- GOAL -
Set down every entry again word for word, please, but skip the pictures.

::::::

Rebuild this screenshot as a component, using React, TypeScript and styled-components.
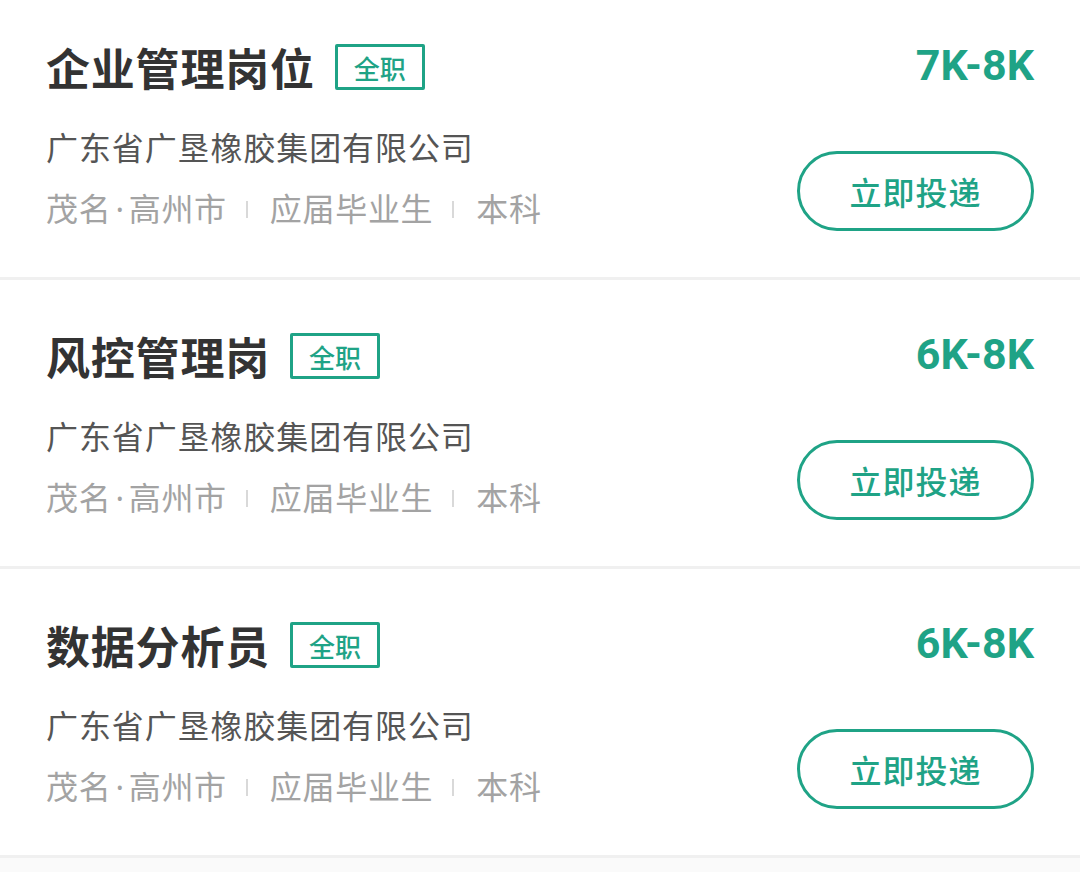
import React from "react";
import styled, { createGlobalStyle } from "styled-components";

interface IJob {
  title: string;
  salary: string;
  company: string;
  city: string;
  district: string;
  experience: string;
  degree: string;
}

const jobs: IJob[] = [
  {
    title: "企业管理岗位",
    salary: "7K-8K",
    company: "广东省广垦橡胶集团有限公司",
    city: "茂名",
    district: "高州市",
    experience: "应届毕业生",
    degree: "本科",
  },
  {
    title: "风控管理岗",
    salary: "6K-8K",
    company: "广东省广垦橡胶集团有限公司",
    city: "茂名",
    district: "高州市",
    experience: "应届毕业生",
    degree: "本科",
  },
  {
    title: "数据分析员",
    salary: "6K-8K",
    company: "广东省广垦橡胶集团有限公司",
    city: "茂名",
    district: "高州市",
    experience: "应届毕业生",
    degree: "本科",
  },
];

const GlobalStyle = createGlobalStyle`
  html, body {
    margin: 0;
    padding: 0;
    background: #fafafa;
    font-family: "Noto Sans CJK SC", "Noto Sans", sans-serif;
  }
  body {
    overflow: hidden;
  }
`;

const List = styled.ul`
  list-style: none;
  margin: -9px 0 0;
  padding: 0;
`;

const Card = styled.li`
  display: flex;
  justify-content: space-between;
  box-sizing: content-box;
  height: 192px;
  padding: 48px 46px 46px;
  background: #fff;
  border-bottom: 3px solid #f0f0f0;
`;

const Info = styled.div`
  display: flex;
  flex-direction: column;
`;

const TitleRow = styled.div`
  display: flex;
  align-items: center;
  height: 56px;
`;

const Title = styled.h3`
  margin: 0;
  font-size: 44px;
  font-weight: 700;
  color: #333;
  letter-spacing: 0.8px;
`;

const Tag = styled.span`
  margin-left: 20px;
  display: inline-flex;
  align-items: center;
  justify-content: center;
  width: 90px;
  height: 46px;
  box-sizing: border-box;
  border: 3px solid #1fa386;
  border-radius: 2px;
  font-size: 26px;
  font-weight: 500;
  color: #1fa386;
`;

const Company = styled.div`
  margin-top: 29px;
  font-size: 32px;
  line-height: 44px;
  letter-spacing: 0.9px;
  color: #555;
`;

const Meta = styled.div`
  margin-top: 19px;
  display: flex;
  align-items: center;
  font-family: "Noto Sans", "Noto Sans CJK SC", sans-serif;
  font-size: 32px;
  line-height: 44px;
  letter-spacing: 0.7px;
  color: #a3a3a3;
`;

const Dot = styled.span`
  margin: 0 4px;
`;

const Divider = styled.span`
  width: 2px;
  height: 17px;
  margin: 0 22px 0 19px;
  background: #d9d9d9;
`;

const Side = styled.div`
  display: flex;
  flex-direction: column;
  justify-content: space-between;
  align-items: flex-end;
`;

const Salary = styled.div`
  font-family: Roboto, "Noto Sans", sans-serif;
  font-size: 43px;
  font-weight: 700;
  line-height: 56px;
  color: #1fa386;
  margin-top: -2px;
`;

const ApplyBtn = styled.button`
  width: 237px;
  height: 80px;
  box-sizing: border-box;
  border: 3px solid #1fa386;
  border-radius: 40px;
  background: #fff;
  color: #1fa386;
  font-family: "Noto Sans CJK SC", sans-serif;
  font-size: 32px;
  font-weight: 500;
  letter-spacing: 1px;
  cursor: pointer;
`;

const JobCard = ({ job }: { job: IJob }) => (
  <Card>
    <Info>
      <TitleRow>
        <Title>{job.title}</Title>
        <Tag>全职</Tag>
      </TitleRow>
      <Company>{job.company}</Company>
      <Meta>
        <span>
          {job.city}
          <Dot>·</Dot>
          {job.district}
        </span>
        <Divider />
        <span>{job.experience}</span>
        <Divider />
        <span>{job.degree}</span>
      </Meta>
    </Info>
    <Side>
      <Salary>{job.salary}</Salary>
      <ApplyBtn>立即投递</ApplyBtn>
    </Side>
  </Card>
);

const App = () => (
  <>
    <GlobalStyle />
    <List>
      {jobs.map((job, index) => (
        <JobCard key={index} job={job} />
      ))}
    </List>
  </>
);

export default App;
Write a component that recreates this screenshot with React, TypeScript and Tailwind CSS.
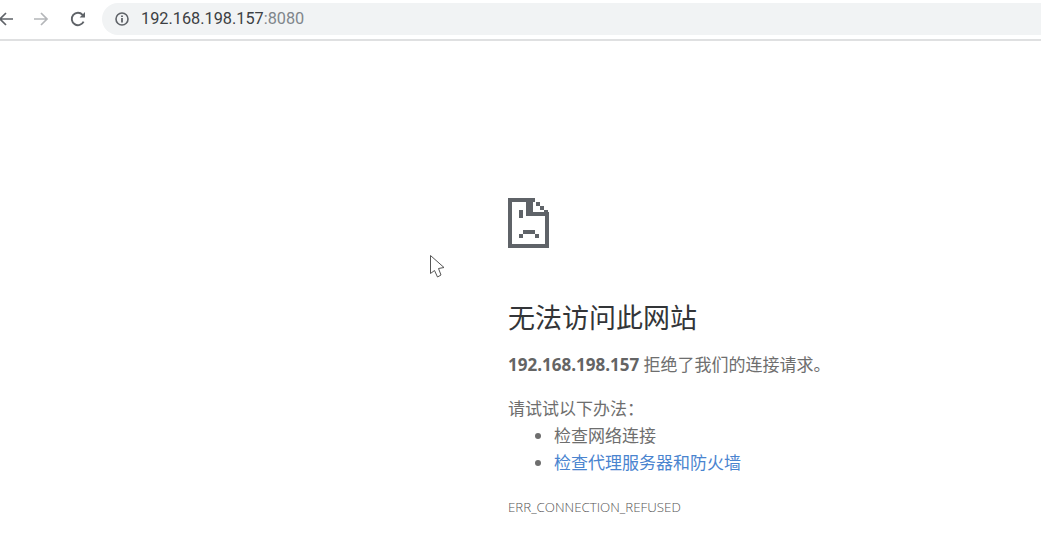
const cjk = "font-['Open_Sans','Noto_Sans_CJK_SC',sans-serif]"

function SadTab() {
  return (
    <svg width="42" height="50" viewBox="0 0 42 50" fill="#5f6368" className="block">
      <path d="M0 0H27V4H22V14H41V50H0ZM4 4V46H37V18H21L18 18V4Z" fillRule="evenodd" />
      <path d="M21 0h4v18h-4zM28 4h4v4h-4zM32 8h4v4h-4zM36 12h4v4h-4z" />
      <path d="M11 12h4v8h-4zM15 32h12v4H15zM11 36h4v4h-4zM27 36h4v4h-4z" />
    </svg>
  )
}

function Cursor() {
  return (
    <svg width="16" height="24" viewBox="0 0 16 24" fill="none" className="block">
      <path d="M1.5 1.5V19.5L5.5 16.5L8.5 23L12 21L9.5 14.5L15 13.5Z" fill="#fff" stroke="#555" strokeWidth="1" />
    </svg>
  )
}

export default function App() {
  return (
    <div className={`relative h-[560px] w-[1041px] overflow-hidden bg-white ${cjk}`}>
      <div className="flex h-[41px] items-center border-b-2 border-[#dfe0e1] pb-[1px]">
        <svg width="16" height="16" viewBox="0 0 16 16" fill="none" className="ml-[-2px]">
          <path d="M15 8H2M8 2L2 8l6 6" stroke="#5f6368" strokeWidth="1.7" />
        </svg>
        <svg width="16" height="16" viewBox="0 0 16 16" fill="none" className="ml-[19px]">
          <path d="M1 8h13M8 2l6 6-6 6" stroke="#b4b6b9" strokeWidth="1.7" />
        </svg>
        <svg width="18" height="18" viewBox="0 0 18 18" fill="none" className="ml-[20px]">
          <path d="M14.6 11.6A6.2 6.2 0 1 1 13.6 4.8L15.5 6.6" stroke="#5f6368" strokeWidth="1.9" />
          <path d="M16 2V7.4H10.6Z" fill="#5f6368" />
        </svg>
        <div className="ml-[15px] flex h-[32px] flex-1 items-center rounded-l-full bg-[#f1f3f4] pl-[12px]">
          <svg width="16" height="16" viewBox="0 0 16 16" fill="none">
            <circle cx="8" cy="8" r="6" stroke="#5f6368" strokeWidth="1.6" />
            <path d="M7.1 7h1.8v4.4H7.1zM7.1 4.6h1.8v1.5H7.1z" fill="#5f6368" />
          </svg>
          <span className="ml-[11px] font-['Roboto',sans-serif] text-[16.3px] text-[#3c4043]">
            192.168.198.157<span className="text-[#80868b]">:8080</span>
          </span>
        </div>
      </div>

      <main className="ml-[508px] pt-[157px]">
        <SadTab />
        <h1 className="mt-[52px] text-[27px] leading-[36px] font-normal text-[#333538]">无法访问此网站</h1>
        <p className="mt-[16px] text-[17px] leading-[26px] text-[#6e6e6e]">
          <b className="font-bold text-[#646464]">192.168.198.157</b> 拒绝了我们的连接请求。
        </p>
        <p className="mt-[17px] text-[17px] leading-[27px] text-[#6e6e6e]">请试试以下办法：</p>
        <ul className="list-disc pl-[46px] text-[17px] leading-[27px] text-[#6e6e6e]">
          <li>检查网络连接</li>
          <li>
            <a className="text-[#4a84cf]">检查代理服务器和防火墙</a>
          </li>
        </ul>
        <p className="mt-[22px] text-[13.3px] leading-[18px] font-light text-[#555555]">ERR_CONNECTION_REFUSED</p>
      </main>

      <div className="absolute top-[254px] left-[429px]">
        <Cursor />
      </div>
    </div>
  )
}
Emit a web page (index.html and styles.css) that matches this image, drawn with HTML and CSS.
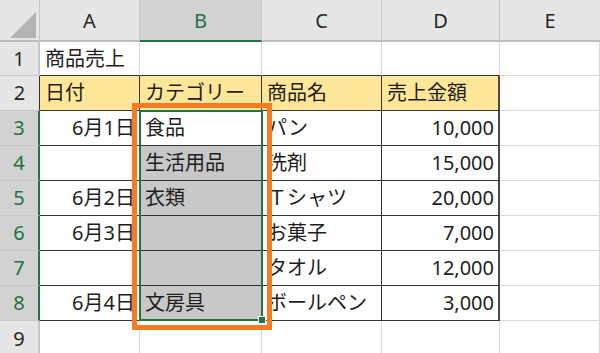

::::::

- ANSWER TO THIS TASK -
Rebuild this screenshot as a component, using React, TypeScript and styled-components.
import React from "react";
import styled, { createGlobalStyle } from "styled-components";

interface IJob {
  title: string;
  salary: string;
  company: string;
  city: string;
  district: string;
  experience: string;
  degree: string;
}

const jobs: IJob[] = [
  {
    title: "企业管理岗位",
    salary: "7K-8K",
    company: "广东省广垦橡胶集团有限公司",
    city: "茂名",
    district: "高州市",
    experience: "应届毕业生",
    degree: "本科",
  },
  {
    title: "风控管理岗",
    salary: "6K-8K",
    company: "广东省广垦橡胶集团有限公司",
    city: "茂名",
    district: "高州市",
    experience: "应届毕业生",
    degree: "本科",
  },
  {
    title: "数据分析员",
    salary: "6K-8K",
    company: "广东省广垦橡胶集团有限公司",
    city: "茂名",
    district: "高州市",
    experience: "应届毕业生",
    degree: "本科",
  },
];

const GlobalStyle = createGlobalStyle`
  html, body {
    margin: 0;
    padding: 0;
    background: #fafafa;
    font-family: "Noto Sans CJK SC", "Noto Sans", sans-serif;
  }
  body {
    overflow: hidden;
  }
`;

const List = styled.ul`
  list-style: none;
  margin: -9px 0 0;
  padding: 0;
`;

const Card = styled.li`
  display: flex;
  justify-content: space-between;
  box-sizing: content-box;
  height: 192px;
  padding: 48px 46px 46px;
  background: #fff;
  border-bottom: 3px solid #f0f0f0;
`;

const Info = styled.div`
  display: flex;
  flex-direction: column;
`;

const TitleRow = styled.div`
  display: flex;
  align-items: center;
  height: 56px;
`;

const Title = styled.h3`
  margin: 0;
  font-size: 44px;
  font-weight: 700;
  color: #333;
  letter-spacing: 0.8px;
`;

const Tag = styled.span`
  margin-left: 20px;
  display: inline-flex;
  align-items: center;
  justify-content: center;
  width: 90px;
  height: 46px;
  box-sizing: border-box;
  border: 3px solid #1fa386;
  border-radius: 2px;
  font-size: 26px;
  font-weight: 500;
  color: #1fa386;
`;

const Company = styled.div`
  margin-top: 29px;
  font-size: 32px;
  line-height: 44px;
  letter-spacing: 0.9px;
  color: #555;
`;

const Meta = styled.div`
  margin-top: 19px;
  display: flex;
  align-items: center;
  font-family: "Noto Sans", "Noto Sans CJK SC", sans-serif;
  font-size: 32px;
  line-height: 44px;
  letter-spacing: 0.7px;
  color: #a3a3a3;
`;

const Dot = styled.span`
  margin: 0 4px;
`;

const Divider = styled.span`
  width: 2px;
  height: 17px;
  margin: 0 22px 0 19px;
  background: #d9d9d9;
`;

const Side = styled.div`
  display: flex;
  flex-direction: column;
  justify-content: space-between;
  align-items: flex-end;
`;

const Salary = styled.div`
  font-family: Roboto, "Noto Sans", sans-serif;
  font-size: 43px;
  font-weight: 700;
  line-height: 56px;
  color: #1fa386;
  margin-top: -2px;
`;

const ApplyBtn = styled.button`
  width: 237px;
  height: 80px;
  box-sizing: border-box;
  border: 3px solid #1fa386;
  border-radius: 40px;
  background: #fff;
  color: #1fa386;
  font-family: "Noto Sans CJK SC", sans-serif;
  font-size: 32px;
  font-weight: 500;
  letter-spacing: 1px;
  cursor: pointer;
`;

const JobCard = ({ job }: { job: IJob }) => (
  <Card>
    <Info>
      <TitleRow>
        <Title>{job.title}</Title>
        <Tag>全职</Tag>
      </TitleRow>
      <Company>{job.company}</Company>
      <Meta>
        <span>
          {job.city}
          <Dot>·</Dot>
          {job.district}
        </span>
        <Divider />
        <span>{job.experience}</span>
        <Divider />
        <span>{job.degree}</span>
      </Meta>
    </Info>
    <Side>
      <Salary>{job.salary}</Salary>
      <ApplyBtn>立即投递</ApplyBtn>
    </Side>
  </Card>
);

const App = () => (
  <>
    <GlobalStyle />
    <List>
      {jobs.map((job, index) => (
        <JobCard key={index} job={job} />
      ))}
    </List>
  </>
);

export default App;
Write a component that recreates this screenshot with React, TypeScript and Tailwind CSS.
const cjk = "font-['Open_Sans','Noto_Sans_CJK_SC',sans-serif]"

function SadTab() {
  return (
    <svg width="42" height="50" viewBox="0 0 42 50" fill="#5f6368" className="block">
      <path d="M0 0H27V4H22V14H41V50H0ZM4 4V46H37V18H21L18 18V4Z" fillRule="evenodd" />
      <path d="M21 0h4v18h-4zM28 4h4v4h-4zM32 8h4v4h-4zM36 12h4v4h-4z" />
      <path d="M11 12h4v8h-4zM15 32h12v4H15zM11 36h4v4h-4zM27 36h4v4h-4z" />
    </svg>
  )
}

function Cursor() {
  return (
    <svg width="16" height="24" viewBox="0 0 16 24" fill="none" className="block">
      <path d="M1.5 1.5V19.5L5.5 16.5L8.5 23L12 21L9.5 14.5L15 13.5Z" fill="#fff" stroke="#555" strokeWidth="1" />
    </svg>
  )
}

export default function App() {
  return (
    <div className={`relative h-[560px] w-[1041px] overflow-hidden bg-white ${cjk}`}>
      <div className="flex h-[41px] items-center border-b-2 border-[#dfe0e1] pb-[1px]">
        <svg width="16" height="16" viewBox="0 0 16 16" fill="none" className="ml-[-2px]">
          <path d="M15 8H2M8 2L2 8l6 6" stroke="#5f6368" strokeWidth="1.7" />
        </svg>
        <svg width="16" height="16" viewBox="0 0 16 16" fill="none" className="ml-[19px]">
          <path d="M1 8h13M8 2l6 6-6 6" stroke="#b4b6b9" strokeWidth="1.7" />
        </svg>
        <svg width="18" height="18" viewBox="0 0 18 18" fill="none" className="ml-[20px]">
          <path d="M14.6 11.6A6.2 6.2 0 1 1 13.6 4.8L15.5 6.6" stroke="#5f6368" strokeWidth="1.9" />
          <path d="M16 2V7.4H10.6Z" fill="#5f6368" />
        </svg>
        <div className="ml-[15px] flex h-[32px] flex-1 items-center rounded-l-full bg-[#f1f3f4] pl-[12px]">
          <svg width="16" height="16" viewBox="0 0 16 16" fill="none">
            <circle cx="8" cy="8" r="6" stroke="#5f6368" strokeWidth="1.6" />
            <path d="M7.1 7h1.8v4.4H7.1zM7.1 4.6h1.8v1.5H7.1z" fill="#5f6368" />
          </svg>
          <span className="ml-[11px] font-['Roboto',sans-serif] text-[16.3px] text-[#3c4043]">
            192.168.198.157<span className="text-[#80868b]">:8080</span>
          </span>
        </div>
      </div>

      <main className="ml-[508px] pt-[157px]">
        <SadTab />
        <h1 className="mt-[52px] text-[27px] leading-[36px] font-normal text-[#333538]">无法访问此网站</h1>
        <p className="mt-[16px] text-[17px] leading-[26px] text-[#6e6e6e]">
          <b className="font-bold text-[#646464]">192.168.198.157</b> 拒绝了我们的连接请求。
        </p>
        <p className="mt-[17px] text-[17px] leading-[27px] text-[#6e6e6e]">请试试以下办法：</p>
        <ul className="list-disc pl-[46px] text-[17px] leading-[27px] text-[#6e6e6e]">
          <li>检查网络连接</li>
          <li>
            <a className="text-[#4a84cf]">检查代理服务器和防火墙</a>
          </li>
        </ul>
        <p className="mt-[22px] text-[13.3px] leading-[18px] font-light text-[#555555]">ERR_CONNECTION_REFUSED</p>
      </main>

      <div className="absolute top-[254px] left-[429px]">
        <Cursor />
      </div>
    </div>
  )
}
Emit a web page (index.html and styles.css) that matches this image, drawn with HTML and CSS.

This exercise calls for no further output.